第19回「『真っ当な銀行』を生かすためにこそ『普通でない銀行』を摘出する」
(KFi〔KPMGフィナンシャル〕代表 木村 剛氏)
最終更新日時: 2002/10/28
先日、ある銀行の不良債権処理に関する告発をご紹介し、同様の実態をお知りの方に情報提供をお願いしたら、すぐに、次のようなメールが届いた。
「木村様、NIKKEI NETのBizPlusの第18回「銀行の不良債権処理は真っ当なのか?」に記載された貴殿の質問につき、既に答えはご案内かとは思いますが、長年にわたり不良債権処理に携わって来た者としてメールします。」
この実務家は、○○○○銀行の不良債権専門部を皮切りに、△△△△不良債権処理コンサルティング会社に転職、そして現在は、□□□□外資系投資銀行に在籍しているのだが、彼はこう断言している。
「本件問題の担保不動産の不当に高い評価は債権者の内部では公然かつ当然のこととして未だに行われていると思います。」
プロフェッショナルである彼の言い分を聞こう。
「私が勤めていた○○○○銀行では、MOF・日銀の査定および自己査定における不良債権分類の回避および粉飾決算のために融資担当者に対して担保不動産の評価の不当な増額を本部であった事業推進部が指示し、私はそれに従事していました。また、不良債権売買ビジネスが始まってからは、転職先の△△△△会社で不良債権処理のアドバイザーをし、現職においても不動産担保付不良債権のプライシングをしている経験から言えることが一つあります。それは、売り手である銀行が作成した担保物件評価額は投資家として厳密なデューデリジェンスをした上での担保物件評価額よりも通常20〜30%、ひどい場合には50%以上も高いことが普通であると言うことです。ここに所謂「買い叩き」と言われる原因があると思います。投資家側の評価額の方が高くなることもありますが、それは売り手側の評価が競売の最低売却価額であったり、下手な任意売却交渉に基づくものであったりする場合だけです。」
仮に、これが事実であるとすれば、わが国の銀行における不良債権の処理に対する疑義は深まらざるを得ない。もっとも、そういう銀行ばかりではないことも付け加えて置かねば、フェアとは言えまい。実際、以下のようなメールもいただいた。
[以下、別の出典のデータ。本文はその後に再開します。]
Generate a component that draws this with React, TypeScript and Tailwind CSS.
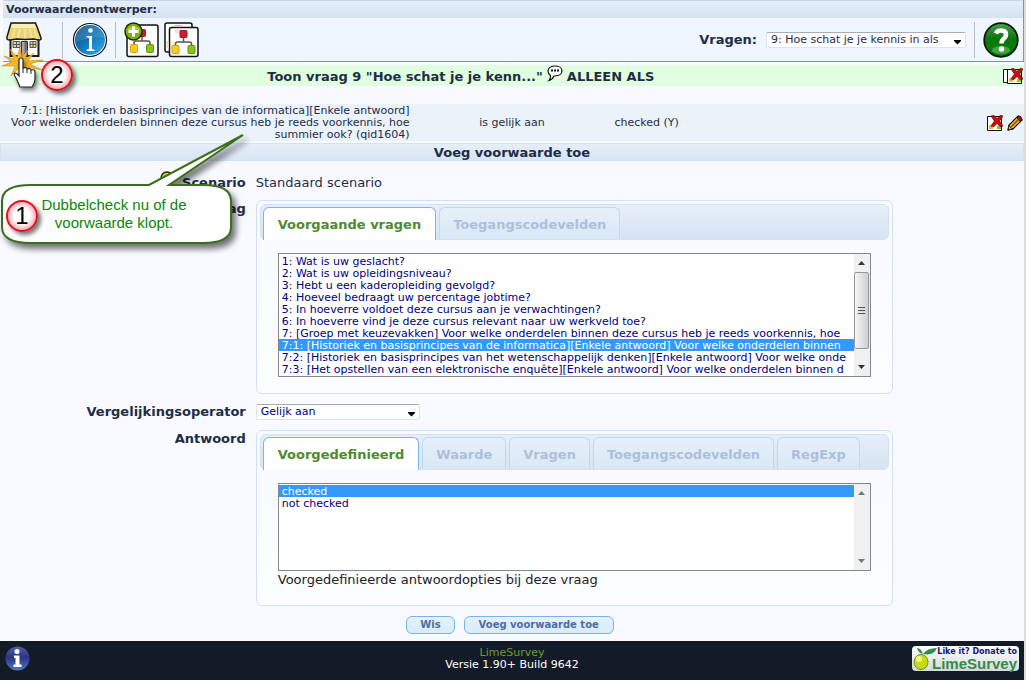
import { useState } from "react";
import type { ReactNode } from "react";

const previousQuestions = [
  "1: Wat is uw geslacht?",
  "2: Wat is uw opleidingsniveau?",
  "3: Hebt u een kaderopleiding gevolgd?",
  "4: Hoeveel bedraagt uw percentage jobtime?",
  "5: In hoeverre voldoet deze cursus aan je verwachtingen?",
  "6: In hoeverre vind je deze cursus relevant naar uw werkveld toe?",
  "7: [Groep met keuzevakken] Voor welke onderdelen binnen deze cursus heb je reeds voorkennis, hoe",
  "7:1: [Historiek en basisprincipes van de informatica][Enkele antwoord] Voor welke onderdelen binnen",
  "7:2: [Historiek en basisprincipes van het wetenschappelijk denken][Enkele antwoord] Voor welke onde",
  "7:3: [Het opstellen van een elektronische enquête][Enkele antwoord] Voor welke onderdelen binnen d",
];

const answers = ["checked", "not checked"];

function HomeIcon() {
  return (
    <svg width="36" height="36" viewBox="0 0 36 36" aria-hidden="true">
      <path d="M4.500 15h28v19h-28z" fill="#fff" stroke="#1a1a1a" strokeWidth="2" />
      <path d="M5 1h24.500l2 5 3.500 10q.5 2-2 2l-6-1-8 .5-8-.5-7 1q-4 0-3-3z" fill="#e8d478" stroke="#1c1808" strokeWidth="1.500" />
      <path d="M6 2h22.500l1.500 4H5.500z" fill="#f8efb9" />
      <path d="M9 7l-3 9M14 7l-2 9M19 7v9M24 7l2 9M28 7l3 9" stroke="#f3e7a4" strokeWidth="1.500" />
      <path d="M7 19.500h7v6H7zM24 19.500h6v6h-6z" fill="#e5d289" stroke="#555" />
      <path d="M10.500 19.500v6M7 22.500h7M27 19.500v6M24 22.500h6" stroke="#555" />
      <path d="M15.500 19.500h6V34h-6z" fill="#7b6668" stroke="#333" />
      <path d="M16 20h2.500v14H16z" fill="#a9a3b8" />
    </svg>
  );
}

function InfoIcon() {
  return (
    <svg width="36" height="36" viewBox="0 0 36 36" aria-hidden="true">
      <defs>
        <linearGradient id="info" x1="0" y1="0" x2="1" y2="1">
          <stop offset="0" stopColor="#0b4f83" />
          <stop offset="0.500" stopColor="#1377b8" />
          <stop offset="1" stopColor="#35b0ee" />
        </linearGradient>
      </defs>
      <circle cx="18" cy="18" r="16.500" fill="#fff" stroke="#111" strokeWidth="1.200" />
      <circle cx="18" cy="18" r="15" fill="url(#info)" />
      <path d="M4 20a14 14 0 0 1 28-5q-16 0-28 5z" fill="#fff" opacity="0.12" />
      <circle cx="18.500" cy="8.500" r="2.300" fill="#fff" />
      <path d="M14.500 14h5.500v13l2.500.8v1.200h-8v-1.200l2.500-.8V16l-2.500-.8z" fill="#fff" />
    </svg>
  );
}

function Tree() {
  return (
    <g>
      <path d="M19 14v5M11 23v-2q0-2 2-2h12q2 0 2 2v2" fill="none" stroke="#555" strokeWidth="1.500" />
      <rect x="15.500" y="7.500" width="7" height="7" rx="1" fill="#cf1f2b" stroke="#9d1520" />
      <rect x="7.500" y="22.500" width="7" height="8" rx="1" fill="#ffc928" stroke="#d79b0c" />
      <rect x="23.500" y="22.500" width="7" height="8" rx="1" fill="#8bc514" stroke="#5f9610" />
    </g>
  );
}

function AddConditionIcon() {
  return (
    <svg width="36" height="36" viewBox="0 0 36 36" aria-hidden="true">
      <rect x="3" y="3" width="31" height="31.500" rx="2" fill="#fff" stroke="#111" strokeWidth="1.500" />
      <g transform="translate(-1 0)">
        <Tree />
      </g>
      <circle cx="9.500" cy="9.500" r="8.500" fill="#7fae13" stroke="#1d2b05" strokeWidth="1.500" />
      <path d="M3 8a7 6 0 0 1 13 0q-6 3-13 0z" fill="#b6d858" opacity="0.7" />
      <path d="M9.500 4.500v10M4.500 9.500h10" stroke="#fff" strokeWidth="3" />
    </svg>
  );
}

function CopyConditionIcon() {
  return (
    <svg width="36" height="36" viewBox="0 0 36 36" aria-hidden="true">
      <rect x="1" y="1" width="27" height="29" rx="2" fill="#fff" stroke="#111" strokeWidth="1.500" />
      <rect x="5.500" y="5.500" width="28.500" height="29" rx="2" fill="#fff" stroke="#111" strokeWidth="1.500" />
      <rect x="11" y="3" width="7" height="2" fill="#efb3b8" />
      <rect x="11" y="6.500" width="7" height="5" rx="1" fill="#f9dfe1" />
      <rect x="2.500" y="19" width="2" height="7" fill="#fbe3a4" />
      <rect x="7" y="19" width="4" height="5" fill="#fff4d2" />
      <g transform="translate(.5 1)">
        <Tree />
      </g>
    </svg>
  );
}

function HelpIcon() {
  return (
    <svg width="36" height="36" viewBox="0 0 36 36" aria-hidden="true">
      <defs>
        <linearGradient id="help" x1="0" y1="0" x2="0" y2="1">
          <stop offset="0" stopColor="#4f9e4f" />
          <stop offset="0.450" stopColor="#0d750d" />
          <stop offset="1" stopColor="#078007" />
        </linearGradient>
      </defs>
      <circle cx="18" cy="18" r="16.800" fill="url(#help)" stroke="#0a1a0a" strokeWidth="1.800" />
      <ellipse cx="18" cy="28" rx="9" ry="4" fill="#8ed08e" opacity="0.45" />
      <path d="M13 11.500q1-3 5-3 5 0 5 4 0 2.500-2.500 4.500-2 1.500-2 4.500" fill="none" stroke="#fff" strokeWidth="4.500" />
      <circle cx="18.500" cy="27" r="2.700" fill="#fff" />
    </svg>
  );
}

function BalloonIcon() {
  return (
    <svg className="mx-1 inline-block -translate-y-1" width="16" height="17" viewBox="0 0 16 17" aria-hidden="true">
      <path d="M8 1c4 0 7 2 7 5s-3 5-7 5l-1 0q-2 4-5 4.500 2-2 1.500-5Q1 9 1 6c0-3 3-5 7-5z" fill="#fff" stroke="#111" strokeWidth="1.200" />
      <path d="M4 5.500h2M7 5.500h2M10 5.500h2" stroke="#111" strokeWidth="2" />
    </svg>
  );
}

function DeleteIcon({ stacked = false }: { stacked?: boolean }) {
  return (
    <svg width={stacked ? 20 : 16} height="16" viewBox={stacked ? "-4 0 20 16" : "0 0 16 16"} aria-hidden="true">
      {stacked && <path d="M-3.500 1.500h5v13h-5z" fill="#fff" stroke="#111" />}
      <path d="M.5 1.500h14v14H.5z" fill="#fff" stroke="#111" />
      <path d="M2 10h4v4H2z" fill="#f5b81c" />
      <path d="M10 11h4v3h-4z" fill="#8bc514" />
      <path d="M4 1l3-.5 3 3 3-3 3 .5-3.500 5L16 11l-3 .5-3-3-3 3-3-.5L7.500 6z" fill="#d00d0d" stroke="#5c0505" strokeWidth="0.800" />
    </svg>
  );
}

function PencilIcon() {
  return (
    <svg width="16" height="16" viewBox="0 0 16 16" aria-hidden="true">
      <path d="M1 15l1-5L11 1q3 0 4 4l-9 9z" fill="#f0b832" stroke="#111" strokeWidth="1.200" />
      <path d="M4 12l8-8" stroke="#7a4c10" strokeWidth="1.500" />
      <path d="M11 1q3 0 4 4l-2 1-3-3z" fill="#c3131c" stroke="#3a0508" />
      <path d="M1 15l1-5 1.500 3 2.500 1z" fill="#e9d9b0" stroke="#111" strokeWidth="0.800" />
      <path d="M1 15l.5-2 1.500 1.500z" fill="#111" />
    </svg>
  );
}

function Badge({ n, className }: { n: number; className: string }) {
  return (
    <span
      className={`absolute flex size-8 items-center justify-center rounded-full border-2 border-[#e01020] bg-[radial-gradient(circle,#fff_40%,#f4a4aa_75%)] font-['Liberation_Sans',sans-serif] text-2xl leading-none text-black shadow-[3px_3px_4px_rgba(0,0,0,0.55)] ${className}`}
    >
      {n}
    </span>
  );
}

function ClickPointer() {
  return (
    <svg className="absolute top-12 left-0.5" width="46" height="46" viewBox="0 0 46 46" aria-hidden="true">
      <path
        d="M18 0l2 9 6-7-3 9 9-6-6 8 15-1-13 4 12 6-14-3 5 7-9-6-2 8-3-8-8 8 4-10L0 18l10-4-8-6 10 3L8 1l7 8z"
        fill="#f3b928"
        stroke="#c98a10"
        strokeWidth="0.600"
      />
      <path
        d="M17 12q0-2 2-2t2 2v8q4-1 4 1 4-1 4 1 4-1 4 2v7q0 4-3 8H18q-2-5-4-9-3-4-1-5 2 0 4 3z"
        fill="#fff"
        stroke="#222"
        strokeWidth="1.200"
        filter="drop-shadow(2px 3px 2px rgba(0,0,0,0.5))"
      />
      <path d="M21 20v5M25 21v4M29 22v4" stroke="#222" />
    </svg>
  );
}

function Callout() {
  return (
    <div className="pointer-events-none absolute top-32 left-0 h-30 w-64">
      <svg className="absolute inset-0 drop-shadow-[4px_5px_3px_rgba(0,0,0,0.55)]" width="256" height="120" viewBox="0 0 256 120" aria-hidden="true">
        <path
          d="M243 7L149 57H31Q2 57 2 73v26q0 16 29 16h172q28 0 28-16V73q0-16-28-16h-34z"
          fill="#fff"
          stroke="#3b6e1c"
          strokeWidth="2"
        />
      </svg>
      <p className="absolute top-17 left-6 w-45 text-center font-['Liberation_Sans',sans-serif] text-[15px] leading-[18px] text-[#0a860a]">
        Dubbelcheck nu of de
        <br />
        voorwaarde klopt.
      </p>
      <Badge n={1} className="top-18 left-1.5" />
    </div>
  );
}

interface DropdownProps {
  id: string;
  options: string[];
  className: string;
}

function Dropdown({ id, options, className }: DropdownProps) {
  return (
    <div className={`relative ${className}`}>
      <select
        id={id}
        className="block h-4 w-full appearance-none rounded-xs border border-[#e2e3ea] border-t-[#abadb3] bg-white pr-5 pl-1 text-[11px] leading-[14px]"
      >
        {options.map((option) => (
          <option key={option}>{option}</option>
        ))}
      </select>
      <svg className="pointer-events-none absolute top-2 right-1" width="9" height="5" viewBox="0 0 9 5" aria-hidden="true">
        <path d="M1 0h7v1L4.500 4.500 1 1z" fill="#000" />
      </svg>
    </div>
  );
}

interface ListBoxProps {
  label: string;
  options: string[];
  selected: string;
  scrollable?: boolean;
  className: string;
}

function ListBox({ label, options, selected, scrollable, className }: ListBoxProps) {
  return (
    <div className={`flex border border-[#82878f] bg-white ${className}`}>
      <select
        size={10}
        aria-label={label}
        defaultValue={selected}
        className="h-full min-w-0 flex-1 appearance-none overflow-hidden bg-white py-px text-[11px] text-[#00007f] outline-none"
      >
        {options.map((option) => (
          <option
            key={option}
            className="h-3 min-h-0 overflow-hidden px-[3px] py-0 leading-3 whitespace-nowrap checked:bg-linear-to-r checked:from-[#3399ff] checked:to-[#3399ff] checked:[-webkit-text-fill-color:#fff]"
          >
            {option}
          </option>
        ))}
      </select>
      <div className="flex w-4 shrink-0 flex-col items-center bg-[#f0f0f0]" aria-hidden="true">
        <svg className="my-[7px]" width="7" height="4" viewBox="0 0 7 4">
          <path d="M0 4h7L3.500 0z" fill={scrollable ? "#333" : "#777"} />
        </svg>
        {scrollable && (
          <div className="flex h-[77px] w-[15px] flex-col items-center justify-center gap-0.5 rounded-xs border border-[#979797] bg-linear-to-r from-[#f5f5f5] to-[#cfcfcf]">
            <span className="h-px w-[7px] bg-[#555]" />
            <span className="h-px w-[7px] bg-[#555]" />
            <span className="h-px w-[7px] bg-[#555]" />
          </div>
        )}
        <svg className="mt-auto mb-[7px]" width="7" height="4" viewBox="0 0 7 4">
          <path d="M0 0h7L3.500 4z" fill={scrollable ? "#333" : "#777"} />
        </svg>
      </div>
    </div>
  );
}

function TabPanel({ tabs, children }: { tabs: string[]; children: ReactNode }) {
  const [active, setActive] = useState(tabs[0]);

  return (
    <div className="w-full max-w-[637px] rounded-md border border-[#d0e1f5] bg-linear-to-b from-[#f8faff] to-[#fcfdff] p-[3px] pb-4">
      <div
        role="tablist"
        className="flex h-9 items-end gap-[3px] rounded-md border border-[#d3e2f2] bg-linear-to-b from-[#e6eef8] to-[#d6e4f3] pl-0.5"
      >
        {tabs.map((tab) => (
          <button
            key={tab}
            type="button"
            role="tab"
            aria-selected={tab === active}
            onClick={() => setActive(tab)}
            className={
              tab === active
                ? "-mb-px h-[33px] rounded-t-md border border-b-0 border-[#79b7e7] bg-white px-3.5 pt-0.5 text-[13px] font-bold text-[#4f8a2e]"
                : "h-8 rounded-t-md border border-b-0 border-[#bddaf0] bg-linear-to-b from-[#e5f0f9] to-[#d9e8f6] px-[13px] pt-0.5 text-[13px] font-bold text-[#aebfdc]"
            }
          >
            {tab}
          </button>
        ))}
      </div>
      <div className="px-[18px] pt-[13px]">{children}</div>
    </div>
  );
}

function Separator() {
  return <span className="block h-9 w-px shrink-0 bg-[#b4bcc8]" />;
}

export default function App() {
  return (
    <div className="relative flex min-h-screen flex-col border-r-2 border-[#dcdcdc] bg-[#f8faff] font-['DejaVu_Sans',sans-serif] text-[13px] leading-4 text-[#1d2d45]">
      <header className="ml-[3px] border-r border-b border-[#7d93bd]">
        <h1 className="h-[18px] border-t border-[#c5d6ea] bg-linear-to-b from-[#e6eef8] to-[#d4e2f3] pl-[3px] text-[11px] leading-[17px] font-bold">
          Voorwaardenontwerper:
        </h1>
        <div className="flex h-[43px] items-center bg-[#eff6ff] pr-1 pl-[3px]">
          <button type="button" aria-label="Terug naar enquête" className="mr-5">
            <HomeIcon />
          </button>
          <Separator />
          <button type="button" aria-label="Informatie" className="mr-[7px] ml-[9px]">
            <InfoIcon />
          </button>
          <Separator />
          <button type="button" aria-label="Voorwaarde toevoegen" className="ml-2">
            <AddConditionIcon />
          </button>
          <button type="button" aria-label="Voorwaarden kopiëren" className="ml-1">
            <CopyConditionIcon />
          </button>
          <label htmlFor="question" className="mr-[9px] ml-auto font-bold">
            Vragen:
          </label>
          <Dropdown id="question" options={["9: Hoe schat je je kennis in als"]} className="mr-2 w-50" />
          <Separator />
          <button type="button" aria-label="Help" className="ml-2">
            <HelpIcon />
          </button>
        </div>
      </header>

      <div className="mt-[3px] flex h-[21px] items-center bg-[#e0ffe0]">
        <h2 className="w-[90%] pt-1 text-center font-bold whitespace-nowrap">
          Toon vraag 9 "Hoe schat je je kenn..."
          <BalloonIcon />
          ALLEEN ALS
        </h2>
        <button type="button" aria-label="Alle voorwaarden verwijderen" className="mr-px ml-auto">
          <DeleteIcon stacked />
        </button>
      </div>

      <table className="mt-[18px] w-full table-fixed bg-[#ebf2fa] text-[11px] leading-3">
        <tbody>
          <tr>
            <td className="w-[40%] pt-px pl-0.5 text-right">
              7:1: [Historiek en basisprincipes van de informatica][Enkele antwoord]
              <br />
              Voor welke onderdelen binnen deze cursus heb je reeds voorkennis, hoe
              <br />
              summier ook? (qid1604)
            </td>
            <td className="w-[20%] pt-px text-center">is gelijk aan</td>
            <td className="w-[30%] pt-px">checked (Y)</td>
            <td>
              <div className="mr-px flex justify-end gap-1">
                <button type="button" aria-label="Voorwaarde verwijderen">
                  <DeleteIcon />
                </button>
                <button type="button" aria-label="Voorwaarde bewerken">
                  <PencilIcon />
                </button>
              </div>
            </td>
          </tr>
        </tbody>
      </table>

      <h2 className="mt-0.5 h-[18px] border border-[#d3e2f2] bg-linear-to-b from-[#e6eef8] to-[#d8e5f4] text-center leading-[18px] font-bold">
        Voeg voorwaarde toe
      </h2>

      <form className="flex flex-col" onSubmit={(e) => e.preventDefault()}>
        <div className="mt-3.5 flex gap-2.5">
          <span className="flex w-[24%] shrink-0 items-start justify-end gap-2 font-bold">
            <svg width="14" height="14" viewBox="0 0 14 14" className="-mt-1" aria-hidden="true">
              <circle cx="7" cy="7" r="6" fill="#e3dc12" stroke="#222" strokeWidth="1.500" />
            </svg>
            Scenario
          </span>
          <span>Standaard scenario</span>
        </div>

        <div className="mt-[9px] flex gap-2.5">
          <span className="w-[24%] shrink-0 pt-px text-right font-bold">Vraag</span>
          <TabPanel tabs={["Voorgaande vragen", "Toegangscodevelden"]}>
            <ListBox
              label="Vraag"
              options={previousQuestions}
              selected={previousQuestions[7]}
              scrollable
              className="h-31"
            />
          </TabPanel>
        </div>

        <div className="mt-2.5 flex items-center gap-2.5">
          <label htmlFor="operator" className="w-[24%] shrink-0 text-right font-bold">
            Vergelijkingsoperator
          </label>
          <Dropdown id="operator" options={["Gelijk aan"]} className="w-41 text-[#00007f]" />
        </div>

        <div className="mt-2.5 flex gap-2.5">
          <span className="w-[24%] shrink-0 pt-px text-right font-bold">Antwoord</span>
          <TabPanel tabs={["Voorgedefinieerd", "Waarde", "Vragen", "Toegangscodevelden", "RegExp"]}>
            <ListBox label="Antwoord" options={answers} selected="checked" className="h-22" />
            <p className="leading-[18px] text-[#222]">Voorgedefinieerde antwoordopties bij deze vraag</p>
          </TabPanel>
        </div>

        <div className="mt-2.5 mb-[7px] flex justify-center gap-[9px] text-[10px] font-bold text-[#4c6da8]">
          <button
            type="reset"
            className="h-[18px] rounded-md border border-[#77b5e6] bg-linear-to-b from-[#e3f1fb] to-[#d9ebf9] px-[13px]"
          >
            Wis
          </button>
          <button
            type="submit"
            className="mr-1 h-[18px] rounded-md border border-[#77b5e6] bg-linear-to-b from-[#e3f1fb] to-[#d9ebf9] px-3.5"
          >
            Voeg voorwaarde toe
          </button>
        </div>
      </form>

      <footer className="flex flex-1 items-start justify-between bg-[#141b28] px-[5px] pt-[5px] text-[11px] leading-3 text-white">
        <div className="flex-1">
          <svg width="25" height="25" viewBox="0 0 25 25" aria-hidden="true">
            <defs>
              <linearGradient id="footer-info" x1="0" y1="0" x2="0" y2="1">
                <stop offset="0" stopColor="#5560a8" />
                <stop offset="0.450" stopColor="#283487" />
                <stop offset="1" stopColor="#4f79b8" />
              </linearGradient>
            </defs>
            <circle cx="12.500" cy="12.500" r="12" fill="url(#footer-info)" />
            <circle cx="12" cy="5.500" r="2.500" fill="#fff" />
            <path d="M9 9.500h5.500v9h2V21H8.500v-2.500h2V12H9z" fill="#fff" />
          </svg>
        </div>
        <p className="pt-px text-center">
          <a href="#" className="text-[#6e9a2a]">
            LimeSurvey
          </a>
          <br />
          Versie 1.90+ Build 9642
        </p>
        <div className="flex flex-1 justify-end">
          <a
            href="#"
            className="relative flex h-[25px] w-[107px] flex-col items-end rounded-sm bg-linear-to-b from-white to-[#d5d8dc] pr-0.5 text-right font-bold"
          >
            <svg className="absolute top-0 left-0" width="26" height="25" viewBox="0 0 26 25" aria-hidden="true">
              <ellipse cx="9" cy="16" rx="7" ry="7.500" fill="#c5dc12" stroke="#63991a" />
              <ellipse cx="7" cy="13" rx="3" ry="3" fill="#f4f88a" />
              <path d="M11 8Q9 2 5 2q1 5 6 6zM11 8q4-6 14-6-3 8-14 6z" fill="#2f8f4a" />
            </svg>
            <span className="font-['DejaVu_Sans',sans-serif] text-[8px] leading-[11px] text-[#16166e]">Like it? Donate to</span>
            <span className="font-['Liberation_Sans',sans-serif] text-[15px] leading-[13px] text-[#358a45]">LimeSurvey</span>
          </a>
        </div>
      </footer>

      <Callout />
      <ClickPointer />
      <Badge n={2} className="top-[59px] left-[41px]" />
    </div>
  );
}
「あまりにひどい銀行の例をこのような場に公表すると、すべての銀行がこのような処理をしていると一般人は思われてしまいます。われわれの銀行は、担保の査定を土地6掛、建物5掛を基本として、自己査定を実施しており、破綻先に至っては、バルクすることを前提に3掛で査定しています。掛け目の差こそあれ、普通の銀行は、厳格な自己査定を実施していると信じています。普通でない銀行もあるかもしれませんが・・・」
「異常な銀行を前提とした議論はつつしんでいただきたい。あるいは、そのような前提付での議論をしてください。まっとうな銀行さえ、悪者にされてしまいます。よろしくお願いします。」
御指摘通りである。実際、このような銀行があることも事実だろう。銀行を一括りにして、「みな悪い」というのも乱暴だ。私の願いも、真っ当な銀行が真っ当に評価されるフィールドを作るべきだーーという一点に尽きる。しかし、そのためにも、もし万が一にも「普通でない銀行」が存在するとしたならば、その実態を知らなければならない。それが、「真っ当な銀行」に対して敬意を払うための必要な知識だからだ。